▶ [Prompt]: Take the material below and retype it in full; pictures are left out.

▶ [Source data]:
####################

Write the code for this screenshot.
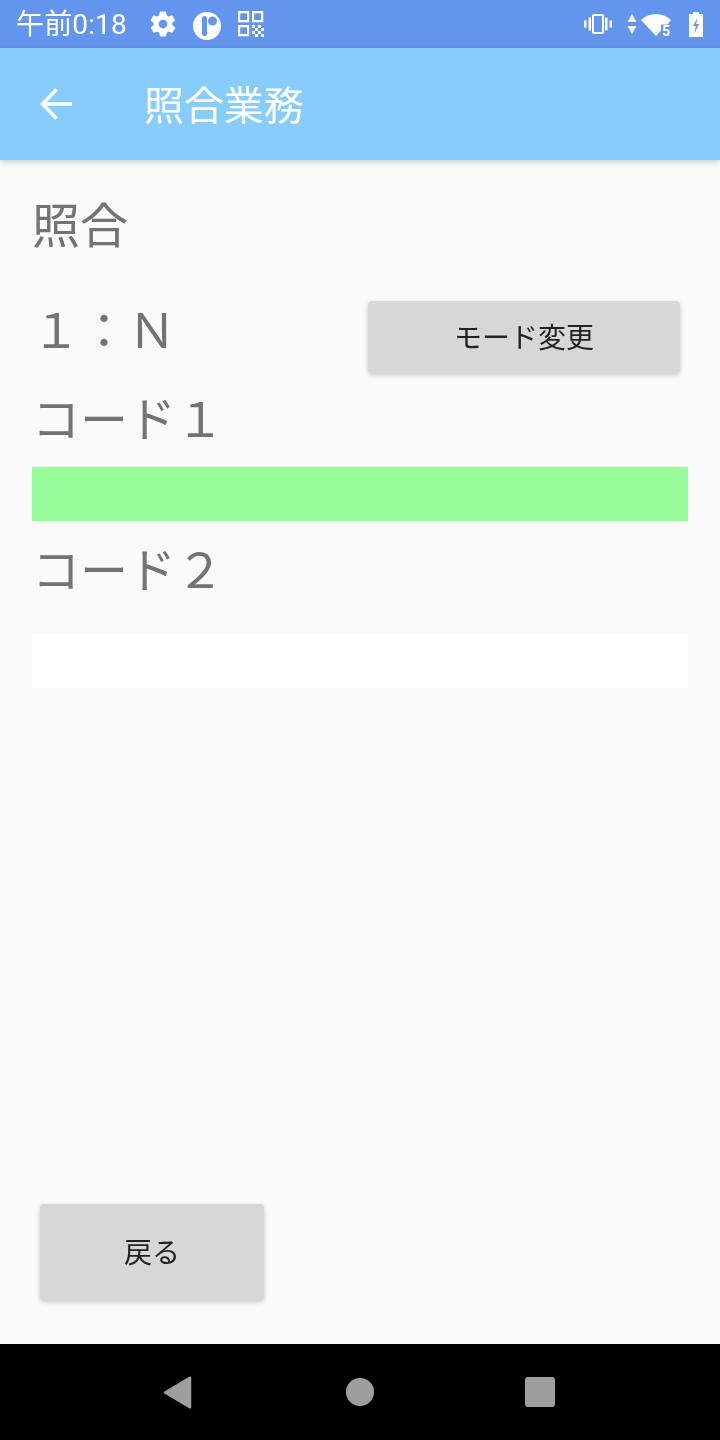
<div class="screen">
  <header class="status">
    <div class="status-left">
      <span class="time">午前0:18</span>
      <svg class="i gear" viewBox="0 0 24 24"><path fill="#fff" d="M19.4 13c.1-.3.1-.7.1-1s0-.7-.1-1l2.1-1.6c.2-.2.2-.4.1-.6l-2-3.5c-.1-.2-.4-.3-.6-.2l-2.5 1c-.5-.4-1.1-.7-1.7-1l-.4-2.7c0-.2-.2-.4-.5-.4h-4c-.2 0-.4.2-.5.4l-.4 2.7c-.6.2-1.1.6-1.7 1l-2.5-1c-.2-.1-.5 0-.6.2l-2 3.5c-.1.2 0 .5.1.6L4.5 11c0 .3-.1.7-.1 1s0 .7.1 1l-2.1 1.6c-.2.2-.2.4-.1.6l2 3.5c.1.2.4.3.6.2l2.5-1c.5.4 1.1.7 1.7 1l.4 2.7c0 .2.2.4.5.4h4c.2 0 .4-.2.5-.4l.4-2.7c.6-.2 1.1-.6 1.7-1l2.5 1c.2.1.5 0 .6-.2l2-3.5c.1-.2 0-.5-.1-.6L19.4 13zM12 15.5a3.5 3.5 0 1 1 0-7 3.5 3.5 0 0 1 0 7z"/></svg>
      <svg class="i logo" viewBox="0 0 28 28"><circle cx="14" cy="14" r="14" fill="#fff"/><rect x="9" y="4" width="5" height="20" rx="2.500" fill="#6495ed"/><circle cx="19.500" cy="9" r="4.500" fill="#6495ed"/></svg>
      <svg class="i qr" viewBox="0 0 26 26">
        <path fill="none" stroke="#fff" stroke-width="2.200" d="M1.100 1.100h9v9h-9zM15.100 1.100h9v9h-9zM1.100 15.100h9v9h-9z"/>
        <path fill="#fff" d="M14 14h3v3h-3zM20 14h3v3h-3zM17 17h3v3h-3zM23 17h3v3h-3zM14 20h3v3h-3zM20 20h3v3h-3zM17 23h3v3h-3zM23 23h3v3h-3z"/>
      </svg>
    </div>
    <div class="status-right">
      <svg class="vib" viewBox="0 0 28 20"><path fill="none" stroke="#fff" stroke-width="2" d="M10 1h8a1 1 0 0 1 1 1v16a1 1 0 0 1-1 1h-8a1 1 0 0 1-1-1V2a1 1 0 0 1 1-1z"/><path fill="#fff" d="M4.500 3.500h2.500v13H4.500zM21 3.500h2.500v13H21zM0 6.500h2.500v7H0zM25.500 6.500H28v7h-2.500z"/></svg>
      <svg class="arrows" viewBox="0 0 10 20"><path fill="#fff" d="M5 0l4.500 8H.5zM.5 12h9L5 20z"/></svg>
      <span class="wifi">
        <svg viewBox="0 0 30 22"><path fill="#fff" d="M0 6C4 2 9.500 0 15 0s11 2 15 6l-3.500 4.500H20V16.500L15 22z"/></svg>
        <span class="wifi-num">5</span>
      </span>
      <svg class="batt" viewBox="0 0 14 25"><path fill="#fff" fill-rule="evenodd" d="M4 0h6v2h4v23H0V2h4zM8.500 5.500L4 14h2.800L5.500 21.500l4.500-9.500H7.200z"/></svg>
    </div>
  </header>

  <div class="appbar">
    <svg class="back" viewBox="0 0 32 32"><path fill="none" stroke="#fff" stroke-width="3.400" d="M32 16H3M16.500 1.500L2.500 16l14 14.500"/></svg>
    <h1>照合業務</h1>
  </div>

  <main>
    <div class="heading">照合</div>
    <div class="mode-row">
      <span class="mode">１：Ｎ</span>
      <button class="btn mode-btn">モード変更</button>
    </div>
    <div class="label l1">コード１</div>
    <div class="field green"></div>
    <div class="label l2">コード２</div>
    <div class="field white"></div>
    <button class="btn back-btn">戻る</button>
  </main>

  <nav>
    <svg class="nav-back" viewBox="0 0 30 34"><path fill="#9e9e9e" d="M27 .6c1-.6 2.200 0 2.200 1.200v30.400c0 1.200-1.200 1.800-2.200 1.200L1.500 18c-1-.6-1-1.400 0-2z"/></svg>
    <span class="nav-home"></span>
    <span class="nav-recent"></span>
  </nav>
</div>

<style>
  :global(body) { margin: 0; }
  .screen {
    width: 720px;
    height: 1440px;
    display: flex;
    flex-direction: column;
    background: #fafafa;
    overflow: hidden;
    font-family: "Noto Sans CJK JP", "Noto Sans", sans-serif;
  }
  .status {
    height: 48px;
    flex: none;
    background: #6495ed;
    display: flex;
    align-items: center;
    justify-content: space-between;
    padding: 0 17px 0 16px;
    color: #fff;
  }
  .status-left, .status-right { display: flex; align-items: center; }
  .time { font-size: 28px; width: 132px; white-space: nowrap; font-family: Roboto, "Noto Sans CJK JP", sans-serif; line-height: 48px; letter-spacing: .15px; margin-top: 2px; will-change: transform; }
  .i { display: block; }
  .gear { width: 30px; height: 30px; margin-right: 15px; }
  .logo { width: 28px; height: 28px; margin-right: 17px; margin-top: 3px; }
  .qr { width: 26px; height: 26px; }
  .vib { width: 28px; height: 20px; margin-right: 15px; }
  .arrows { width: 10px; height: 20px; margin-right: 4px; }
  .wifi { position: relative; width: 32px; height: 22px; margin-right: 16px; margin-top: 1px; }
  .wifi svg { position: absolute; left: 0; top: 0; width: 30px; height: 22px; }
  .wifi-num { position: absolute; left: 21px; top: 10px; font: 700 14px/14px Roboto, sans-serif; }
  .batt { width: 14px; height: 25px; }

  .appbar {
    height: 112px;
    flex: none;
    background: #87cdfb;
    display: flex;
    align-items: center;
    box-shadow: 0 2px 6px rgba(0,0,0,.18);
    position: relative;
    z-index: 1;
    padding-left: 40px;
  }
  .back { width: 32px; height: 32px; margin-right: 72px; }
  h1 {
    margin: 0 0 3px;
    font-size: 40px;
    font-weight: 400;
    line-height: 56px;
    color: #fff;
    letter-spacing: -.1px;
    will-change: transform;
  }

  main {
    flex: 1;
    display: flex;
    flex-direction: column;
    padding: 0 32px 44px;
    color: #737373;
    font-size: 48px;
    min-height: 0;
    will-change: transform;
  }
  .heading { line-height: 70px; margin-top: 27px; }
  .mode-row {
    display: flex;
    justify-content: space-between;
    margin-top: 44px;
    height: 73px;
    padding-right: 8px;
  }
  .mode { line-height: 52px; white-space: nowrap; }
  .btn {
    border: 0;
    border-radius: 4px;
    background: #d6d7d7;
    color: #222;
    font-family: inherit;
    font-size: 28px;
    padding: 0;
    box-shadow: 0 2px 5px rgba(0,0,0,.2);
  }
  .mode-btn { width: 312px; height: 72px; padding-bottom: 3px; }
  .label { line-height: 60px; }
  .l1 { margin-top: 12px; }
  .l2 { margin-top: 16px; }
  .field { height: 54px; flex: none; }
  .green { background: #99fe99; margin-top: 21px; }
  .white { background: #fff; margin-top: 37px; }
  .back-btn {
    width: 224px;
    height: 96px;
    margin-left: 8px;
    margin-top: auto;
    padding-bottom: 2px;
  }

  nav {
    height: 96px;
    flex: none;
    background: #000;
    display: flex;
    align-items: center;
    padding-left: 163px;
  }
  .nav-back { width: 29px; height: 33px; margin-right: 154px; }
  .nav-home { width: 28px; height: 28px; border-radius: 50%; background: #9e9e9e; margin-right: 151px; }
  .nav-recent { width: 30px; height: 30px; border-radius: 3px; background: #9e9e9e; }
</style>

####################

▶ [Task response]:
Write the code for this screenshot.
<div class="screen">
  <header class="status">
    <div class="status-left">
      <span class="time">午前0:18</span>
      <svg class="i gear" viewBox="0 0 24 24"><path fill="#fff" d="M19.4 13c.1-.3.1-.7.1-1s0-.7-.1-1l2.1-1.6c.2-.2.2-.4.1-.6l-2-3.5c-.1-.2-.4-.3-.6-.2l-2.5 1c-.5-.4-1.1-.7-1.7-1l-.4-2.7c0-.2-.2-.4-.5-.4h-4c-.2 0-.4.2-.5.4l-.4 2.7c-.6.2-1.1.6-1.7 1l-2.5-1c-.2-.1-.5 0-.6.2l-2 3.5c-.1.2 0 .5.1.6L4.5 11c0 .3-.1.7-.1 1s0 .7.1 1l-2.1 1.6c-.2.2-.2.4-.1.6l2 3.5c.1.2.4.3.6.2l2.5-1c.5.4 1.1.7 1.7 1l.4 2.7c0 .2.2.4.5.4h4c.2 0 .4-.2.5-.4l.4-2.7c.6-.2 1.1-.6 1.7-1l2.5 1c.2.1.5 0 .6-.2l2-3.5c.1-.2 0-.5-.1-.6L19.4 13zM12 15.5a3.5 3.5 0 1 1 0-7 3.5 3.5 0 0 1 0 7z"/></svg>
      <svg class="i logo" viewBox="0 0 28 28"><circle cx="14" cy="14" r="14" fill="#fff"/><rect x="9" y="4" width="5" height="20" rx="2.500" fill="#6495ed"/><circle cx="19.500" cy="9" r="4.500" fill="#6495ed"/></svg>
      <svg class="i qr" viewBox="0 0 26 26">
        <path fill="none" stroke="#fff" stroke-width="2.200" d="M1.100 1.100h9v9h-9zM15.100 1.100h9v9h-9zM1.100 15.100h9v9h-9z"/>
        <path fill="#fff" d="M14 14h3v3h-3zM20 14h3v3h-3zM17 17h3v3h-3zM23 17h3v3h-3zM14 20h3v3h-3zM20 20h3v3h-3zM17 23h3v3h-3zM23 23h3v3h-3z"/>
      </svg>
    </div>
    <div class="status-right">
      <svg class="vib" viewBox="0 0 28 20"><path fill="none" stroke="#fff" stroke-width="2" d="M10 1h8a1 1 0 0 1 1 1v16a1 1 0 0 1-1 1h-8a1 1 0 0 1-1-1V2a1 1 0 0 1 1-1z"/><path fill="#fff" d="M4.500 3.500h2.500v13H4.500zM21 3.500h2.500v13H21zM0 6.500h2.500v7H0zM25.500 6.500H28v7h-2.500z"/></svg>
      <svg class="arrows" viewBox="0 0 10 20"><path fill="#fff" d="M5 0l4.500 8H.5zM.5 12h9L5 20z"/></svg>
      <span class="wifi">
        <svg viewBox="0 0 30 22"><path fill="#fff" d="M0 6C4 2 9.500 0 15 0s11 2 15 6l-3.500 4.500H20V16.500L15 22z"/></svg>
        <span class="wifi-num">5</span>
      </span>
      <svg class="batt" viewBox="0 0 14 25"><path fill="#fff" fill-rule="evenodd" d="M4 0h6v2h4v23H0V2h4zM8.500 5.500L4 14h2.800L5.500 21.500l4.500-9.500H7.200z"/></svg>
    </div>
  </header>

  <div class="appbar">
    <svg class="back" viewBox="0 0 32 32"><path fill="none" stroke="#fff" stroke-width="3.400" d="M32 16H3M16.500 1.500L2.500 16l14 14.500"/></svg>
    <h1>照合業務</h1>
  </div>

  <main>
    <div class="heading">照合</div>
    <div class="mode-row">
      <span class="mode">１：Ｎ</span>
      <button class="btn mode-btn">モード変更</button>
    </div>
    <div class="label l1">コード１</div>
    <div class="field green"></div>
    <div class="label l2">コード２</div>
    <div class="field white"></div>
    <button class="btn back-btn">戻る</button>
  </main>

  <nav>
    <svg class="nav-back" viewBox="0 0 30 34"><path fill="#9e9e9e" d="M27 .6c1-.6 2.200 0 2.200 1.200v30.400c0 1.200-1.200 1.800-2.200 1.200L1.500 18c-1-.6-1-1.400 0-2z"/></svg>
    <span class="nav-home"></span>
    <span class="nav-recent"></span>
  </nav>
</div>

<style>
  :global(body) { margin: 0; }
  .screen {
    width: 720px;
    height: 1440px;
    display: flex;
    flex-direction: column;
    background: #fafafa;
    overflow: hidden;
    font-family: "Noto Sans CJK JP", "Noto Sans", sans-serif;
  }
  .status {
    height: 48px;
    flex: none;
    background: #6495ed;
    display: flex;
    align-items: center;
    justify-content: space-between;
    padding: 0 17px 0 16px;
    color: #fff;
  }
  .status-left, .status-right { display: flex; align-items: center; }
  .time { font-size: 28px; width: 132px; white-space: nowrap; font-family: Roboto, "Noto Sans CJK JP", sans-serif; line-height: 48px; letter-spacing: .15px; margin-top: 2px; will-change: transform; }
  .i { display: block; }
  .gear { width: 30px; height: 30px; margin-right: 15px; }
  .logo { width: 28px; height: 28px; margin-right: 17px; margin-top: 3px; }
  .qr { width: 26px; height: 26px; }
  .vib { width: 28px; height: 20px; margin-right: 15px; }
  .arrows { width: 10px; height: 20px; margin-right: 4px; }
  .wifi { position: relative; width: 32px; height: 22px; margin-right: 16px; margin-top: 1px; }
  .wifi svg { position: absolute; left: 0; top: 0; width: 30px; height: 22px; }
  .wifi-num { position: absolute; left: 21px; top: 10px; font: 700 14px/14px Roboto, sans-serif; }
  .batt { width: 14px; height: 25px; }

  .appbar {
    height: 112px;
    flex: none;
    background: #87cdfb;
    display: flex;
    align-items: center;
    box-shadow: 0 2px 6px rgba(0,0,0,.18);
    position: relative;
    z-index: 1;
    padding-left: 40px;
  }
  .back { width: 32px; height: 32px; margin-right: 72px; }
  h1 {
    margin: 0 0 3px;
    font-size: 40px;
    font-weight: 400;
    line-height: 56px;
    color: #fff;
    letter-spacing: -.1px;
    will-change: transform;
  }

  main {
    flex: 1;
    display: flex;
    flex-direction: column;
    padding: 0 32px 44px;
    color: #737373;
    font-size: 48px;
    min-height: 0;
    will-change: transform;
  }
  .heading { line-height: 70px; margin-top: 27px; }
  .mode-row {
    display: flex;
    justify-content: space-between;
    margin-top: 44px;
    height: 73px;
    padding-right: 8px;
  }
  .mode { line-height: 52px; white-space: nowrap; }
  .btn {
    border: 0;
    border-radius: 4px;
    background: #d6d7d7;
    color: #222;
    font-family: inherit;
    font-size: 28px;
    padding: 0;
    box-shadow: 0 2px 5px rgba(0,0,0,.2);
  }
  .mode-btn { width: 312px; height: 72px; padding-bottom: 3px; }
  .label { line-height: 60px; }
  .l1 { margin-top: 12px; }
  .l2 { margin-top: 16px; }
  .field { height: 54px; flex: none; }
  .green { background: #99fe99; margin-top: 21px; }
  .white { background: #fff; margin-top: 37px; }
  .back-btn {
    width: 224px;
    height: 96px;
    margin-left: 8px;
    margin-top: auto;
    padding-bottom: 2px;
  }

  nav {
    height: 96px;
    flex: none;
    background: #000;
    display: flex;
    align-items: center;
    padding-left: 163px;
  }
  .nav-back { width: 29px; height: 33px; margin-right: 154px; }
  .nav-home { width: 28px; height: 28px; border-radius: 50%; background: #9e9e9e; margin-right: 151px; }
  .nav-recent { width: 30px; height: 30px; border-radius: 3px; background: #9e9e9e; }
</style>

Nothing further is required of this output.